OPIRG isn’t utilizing a student constable. “I don’t’ really understand the use or need for student constables, I feel like most of the attacks … have been online,” she said.

AMS Clubs Manager Craig Draeger took a three-day leave of absence from his position to join the NOPIRG campaign.

“I was dragged into the referendum campaign by a series of online assaults on my character, identity, and integrity that were supported by OPIRG affiliates,” Draeger told the Journal via email. “This included a very homophobic and queerphobic rant about my sexuality, as well as the misappropriation of my image by their previous Director.”

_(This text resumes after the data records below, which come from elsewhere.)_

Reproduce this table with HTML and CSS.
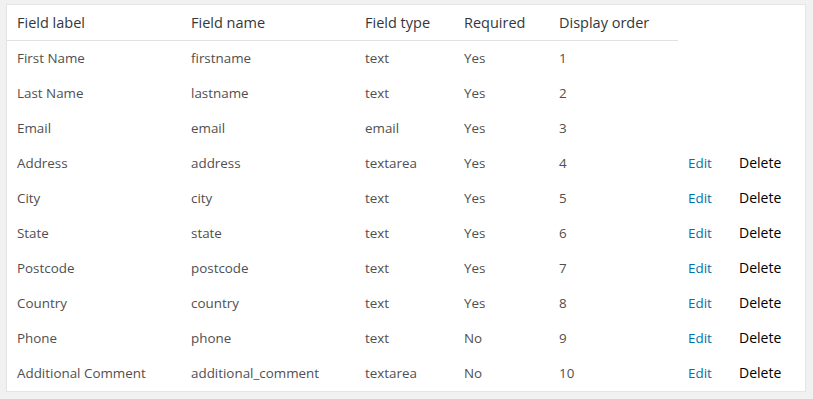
FILE: index.html
```html
<!DOCTYPE html>
<html lang="en">
<head>
  <meta charset="UTF-8" />
  <title>Custom Fields</title>
  <link rel="stylesheet" href="styles.css">
</head>
<body>

<div class="fields-box">
  <table class="fields-table">
    <colgroup>
      <col class="c-label">
      <col class="c-name">
      <col class="c-type">
      <col class="c-req">
      <col class="c-order">
      <col class="c-edit">
      <col class="c-del">
    </colgroup>
    <thead>
      <tr>
        <th>Field label</th>
        <th>Field name</th>
        <th>Field type</th>
        <th>Required</th>
        <th>Display order</th>
        <th class="blank"></th>
        <th class="blank"></th>
      </tr>
    </thead>
    <tbody>
      <tr><td>First Name</td><td>firstname</td><td>text</td><td>Yes</td><td>1</td><td></td><td></td></tr>
      <tr><td>Last Name</td><td>lastname</td><td>text</td><td>Yes</td><td>2</td><td></td><td></td></tr>
      <tr><td>Email</td><td>email</td><td>email</td><td>Yes</td><td>3</td><td></td><td></td></tr>
      <tr><td>Address</td><td>address</td><td>textarea</td><td>Yes</td><td>4</td><td><a class="edit-link" href="#">Edit</a></td><td><span class="del-link">Delete</span></td></tr>
      <tr><td>City</td><td>city</td><td>text</td><td>Yes</td><td>5</td><td><a class="edit-link" href="#">Edit</a></td><td><span class="del-link">Delete</span></td></tr>
      <tr><td>State</td><td>state</td><td>text</td><td>Yes</td><td>6</td><td><a class="edit-link" href="#">Edit</a></td><td><span class="del-link">Delete</span></td></tr>
      <tr><td>Postcode</td><td>postcode</td><td>text</td><td>Yes</td><td>7</td><td><a class="edit-link" href="#">Edit</a></td><td><span class="del-link">Delete</span></td></tr>
      <tr><td>Country</td><td>country</td><td>text</td><td>Yes</td><td>8</td><td><a class="edit-link" href="#">Edit</a></td><td><span class="del-link">Delete</span></td></tr>
      <tr><td>Phone</td><td>phone</td><td>text</td><td>No</td><td>9</td><td><a class="edit-link" href="#">Edit</a></td><td><span class="del-link">Delete</span></td></tr>
      <tr><td>Additional Comment</td><td>additional_comment</td><td>textarea</td><td>No</td><td>10</td><td><a class="edit-link" href="#">Edit</a></td><td><span class="del-link">Delete</span></td></tr>
    </tbody>
  </table>
</div>

</body>
</html>
```

FILE: styles.css
```css
body {
  margin: 0;
  padding: 4px 0 0 6px;
  background: #f1f1f1;
  font-family: 'Open Sans', sans-serif;
  color: #444;
}
.fields-box {
  width: 798px;
  background: white;
  border: 1px solid #e5e5e5;
  box-shadow: 0 1px 1px rgba(0,0,0,0.04);
}
.fields-table {
  width: 100%;
  border-collapse: collapse;
  table-layout: fixed;
}
.c-label { width: 174px; }
.c-name { width: 174px; }
.c-type { width: 99px; }
.c-req { width: 95px; }
.c-order { width: 129px; }
.c-edit { width: 51px; }
.fields-table th {
  height: 35px;
  padding: 0 10px;
  text-align: left;
  font-weight: normal;
  font-size: 14.5px;
  color: #32373c;
  border-bottom: 1px solid #e1e1e1;
}
.fields-table th.blank {
  border-bottom: none;
}
.fields-table td {
  height: 33px;
  padding: 0 10px 2px;
  font-size: 13.4px;
  color: #4f4f4f;
  white-space: nowrap;
}
.edit-link {
  color: #0073aa;
  text-decoration: none;
}
.del-link {
  color: #000;
  font-size: 14px;
}
```
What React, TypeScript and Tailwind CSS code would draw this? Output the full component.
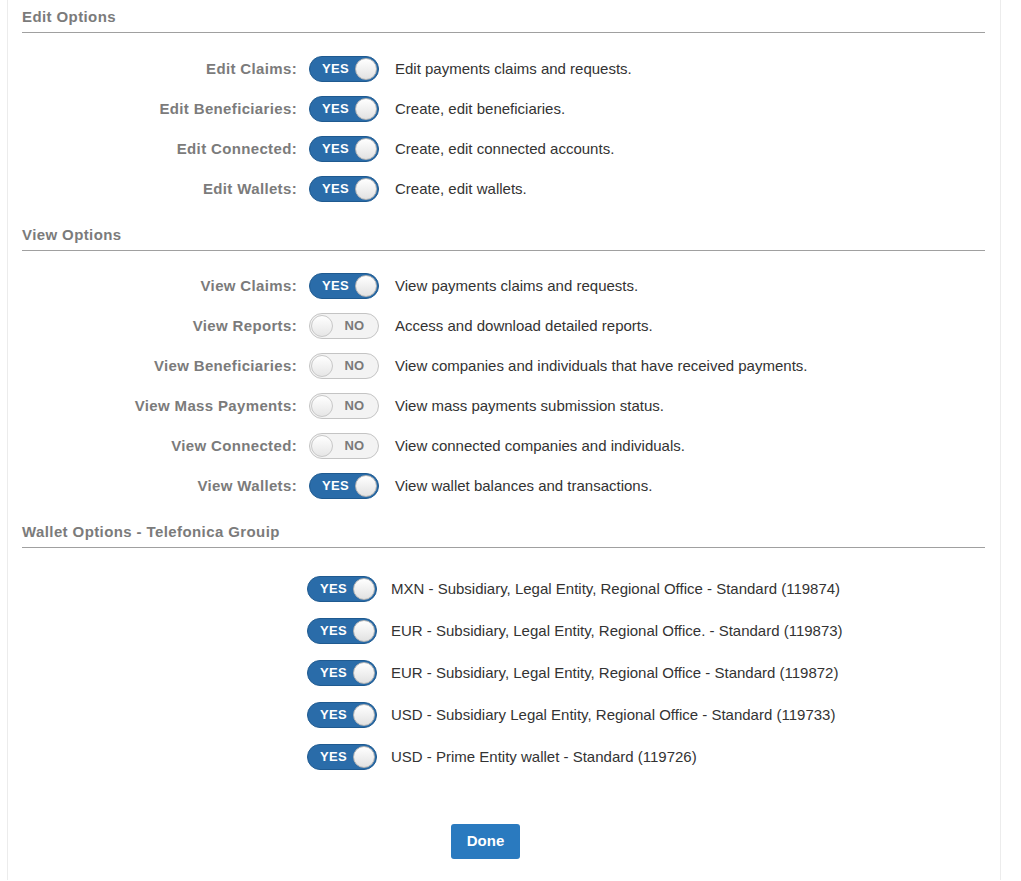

Draeger said his relationship with OPIRG in his professional position has revolved around making AMS-owned resources like funding and spaces available to them.

“The Clubs Manager has no responsibility ‘over’ an organization like OPIRG,” he wrote. “When I return to my job on Thursday morning, I will resume treating OPIRG with the respect and professionalism I have always displayed.”

This isn’t the first time students have campaigned against an initiative or fee.

In 2002, students campaigned against the AMS joining the Ontario Undergraduate Student Alliance (OUSA). Though 50.1 per cent of voters voted against OUSA, the campaign was dismissed after it was found that it had violated campaign rules.

Campaigns against the Bus-It student fee, that allows students to ride Kingston Transit for free, have also been launched unsuccessfully.